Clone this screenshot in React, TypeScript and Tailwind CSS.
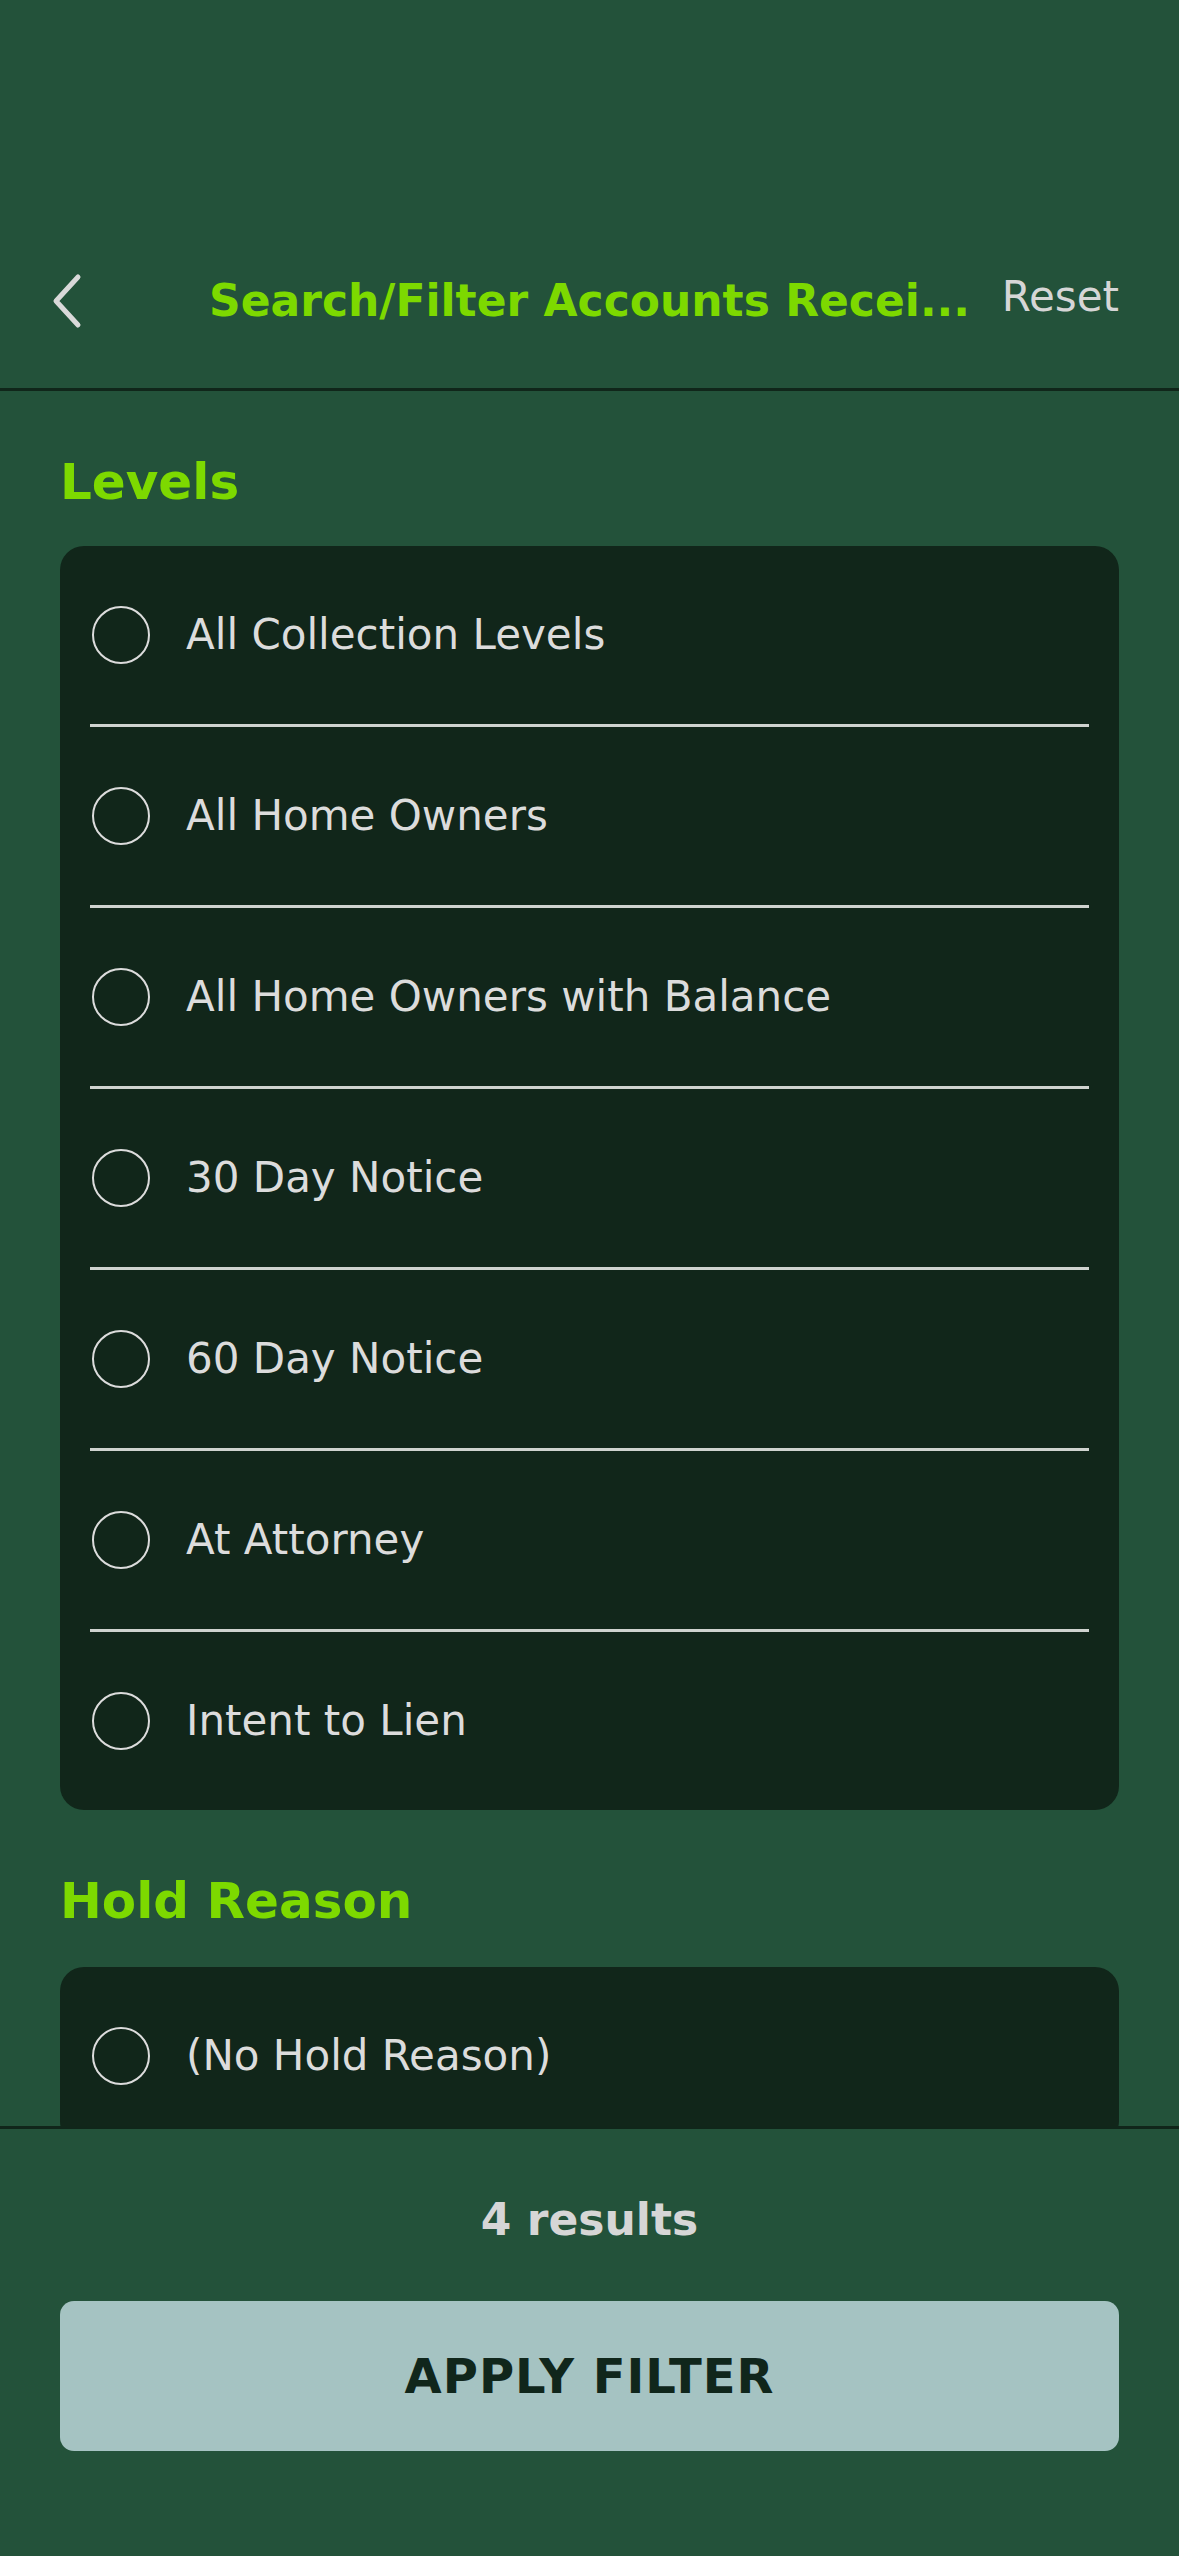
import { useState } from "react";

const levels = [
  "All Collection Levels",
  "All Home Owners",
  "All Home Owners with Balance",
  "30 Day Notice",
  "60 Day Notice",
  "At Attorney",
  "Intent to Lien",
];

const holdReasons = ["(No Hold Reason)"];

const Option = ({
  label,
  selected,
  onClick,
  last,
}: {
  label: string;
  selected: boolean;
  onClick: () => void;
  last: boolean;
}) => (
  <div>
    <button onClick={onClick} className="flex items-center w-full h-[178px] pl-[32px] text-left">
      <span className="flex items-center justify-center w-[58px] h-[58px] rounded-full border-2 border-[#dcdcdc] shrink-0">
        {selected && <span className="w-[34px] h-[34px] rounded-full bg-[#7dd900]" />}
      </span>
      <span className="ml-[36px] text-[42px] leading-none text-[#dcdcdc]">{label}</span>
    </button>
    {!last && <div className="mx-[30px] h-[3px] bg-[#cfd3cf]" />}
  </div>
);

const App = () => {
  const [level, setLevel] = useState<string | null>(null);
  const [hold, setHold] = useState<string | null>(null);

  return (
    <div className="h-[2556px] flex flex-col overflow-hidden bg-[#23523a] font-['DejaVu_Sans',sans-serif]">
      <header className="pt-[230px] border-b-[3px] border-[#10261a] shrink-0">
        <div className="flex items-center h-[158px] pb-[16px] pl-[52px] pr-[60px]">
          <button className="shrink-0">
            <svg width="30" height="56" viewBox="0 0 30 56" fill="none">
              <path d="M26 4 L4 28 L26 52" stroke="#d9d9d9" strokeWidth="5" strokeLinecap="round" strokeLinejoin="round" />
            </svg>
          </button>
          <h1 className="ml-[127px] text-[44px] font-bold leading-none text-[#7dd900] whitespace-nowrap">
            Search/Filter Accounts Recei...
          </h1>
          <button
            onClick={() => {
              setLevel(null);
              setHold(null);
            }}
            className="ml-auto pb-[8px] text-[42px] leading-none text-[#d6d6d6]"
          >
            Reset
          </button>
        </div>
      </header>

      <main className="flex-1 overflow-hidden px-[60px]">
        <h2 className="pt-[66px] text-[50px] font-bold leading-none text-[#7dd900]">Levels</h2>
        <div className="mt-[39px] rounded-[24px] bg-[#11261a]">
          {levels.map((l, i) => (
            <Option key={l} label={l} selected={level === l} onClick={() => setLevel(l)} last={i === levels.length - 1} />
          ))}
        </div>

        <h2 className="mt-[66px] text-[50px] font-bold leading-none text-[#7dd900]">Hold Reason</h2>
        <div className="mt-[41px] rounded-[24px] bg-[#11261a]">
          {holdReasons.map((h, i) => (
            <Option key={h} label={h} selected={hold === h} onClick={() => setHold(h)} last={i === holdReasons.length - 1} />
          ))}
        </div>
      </main>

      <footer className="shrink-0 border-t-[3px] border-[#10261a] pt-[69px] pb-[105px] px-[60px]">
        <p className="text-center text-[44px] font-bold leading-none text-[#d6d6d6]">4 results</p>
        <button className="mt-[59px] w-full h-[150px] rounded-[14px] bg-[#a5c3c2] flex items-center justify-center">
          <span className="text-[48px] font-bold leading-none tracking-[1px] text-[#10261b]">APPLY FILTER</span>
        </button>
      </footer>
    </div>
  );
};

export default App;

STATED PROBLEM: Reproduce the listing above exactly, excluding all pictures.

RESULT OF THE EXERCISE:
Clone this screenshot in React, TypeScript and Tailwind CSS.
import { useState } from "react";

const levels = [
  "All Collection Levels",
  "All Home Owners",
  "All Home Owners with Balance",
  "30 Day Notice",
  "60 Day Notice",
  "At Attorney",
  "Intent to Lien",
];

const holdReasons = ["(No Hold Reason)"];

const Option = ({
  label,
  selected,
  onClick,
  last,
}: {
  label: string;
  selected: boolean;
  onClick: () => void;
  last: boolean;
}) => (
  <div>
    <button onClick={onClick} className="flex items-center w-full h-[178px] pl-[32px] text-left">
      <span className="flex items-center justify-center w-[58px] h-[58px] rounded-full border-2 border-[#dcdcdc] shrink-0">
        {selected && <span className="w-[34px] h-[34px] rounded-full bg-[#7dd900]" />}
      </span>
      <span className="ml-[36px] text-[42px] leading-none text-[#dcdcdc]">{label}</span>
    </button>
    {!last && <div className="mx-[30px] h-[3px] bg-[#cfd3cf]" />}
  </div>
);

const App = () => {
  const [level, setLevel] = useState<string | null>(null);
  const [hold, setHold] = useState<string | null>(null);

  return (
    <div className="h-[2556px] flex flex-col overflow-hidden bg-[#23523a] font-['DejaVu_Sans',sans-serif]">
      <header className="pt-[230px] border-b-[3px] border-[#10261a] shrink-0">
        <div className="flex items-center h-[158px] pb-[16px] pl-[52px] pr-[60px]">
          <button className="shrink-0">
            <svg width="30" height="56" viewBox="0 0 30 56" fill="none">
              <path d="M26 4 L4 28 L26 52" stroke="#d9d9d9" strokeWidth="5" strokeLinecap="round" strokeLinejoin="round" />
            </svg>
          </button>
          <h1 className="ml-[127px] text-[44px] font-bold leading-none text-[#7dd900] whitespace-nowrap">
            Search/Filter Accounts Recei...
          </h1>
          <button
            onClick={() => {
              setLevel(null);
              setHold(null);
            }}
            className="ml-auto pb-[8px] text-[42px] leading-none text-[#d6d6d6]"
          >
            Reset
          </button>
        </div>
      </header>

      <main className="flex-1 overflow-hidden px-[60px]">
        <h2 className="pt-[66px] text-[50px] font-bold leading-none text-[#7dd900]">Levels</h2>
        <div className="mt-[39px] rounded-[24px] bg-[#11261a]">
          {levels.map((l, i) => (
            <Option key={l} label={l} selected={level === l} onClick={() => setLevel(l)} last={i === levels.length - 1} />
          ))}
        </div>

        <h2 className="mt-[66px] text-[50px] font-bold leading-none text-[#7dd900]">Hold Reason</h2>
        <div className="mt-[41px] rounded-[24px] bg-[#11261a]">
          {holdReasons.map((h, i) => (
            <Option key={h} label={h} selected={hold === h} onClick={() => setHold(h)} last={i === holdReasons.length - 1} />
          ))}
        </div>
      </main>

      <footer className="shrink-0 border-t-[3px] border-[#10261a] pt-[69px] pb-[105px] px-[60px]">
        <p className="text-center text-[44px] font-bold leading-none text-[#d6d6d6]">4 results</p>
        <button className="mt-[59px] w-full h-[150px] rounded-[14px] bg-[#a5c3c2] flex items-center justify-center">
          <span className="text-[48px] font-bold leading-none tracking-[1px] text-[#10261b]">APPLY FILTER</span>
        </button>
      </footer>
    </div>
  );
};

export default App;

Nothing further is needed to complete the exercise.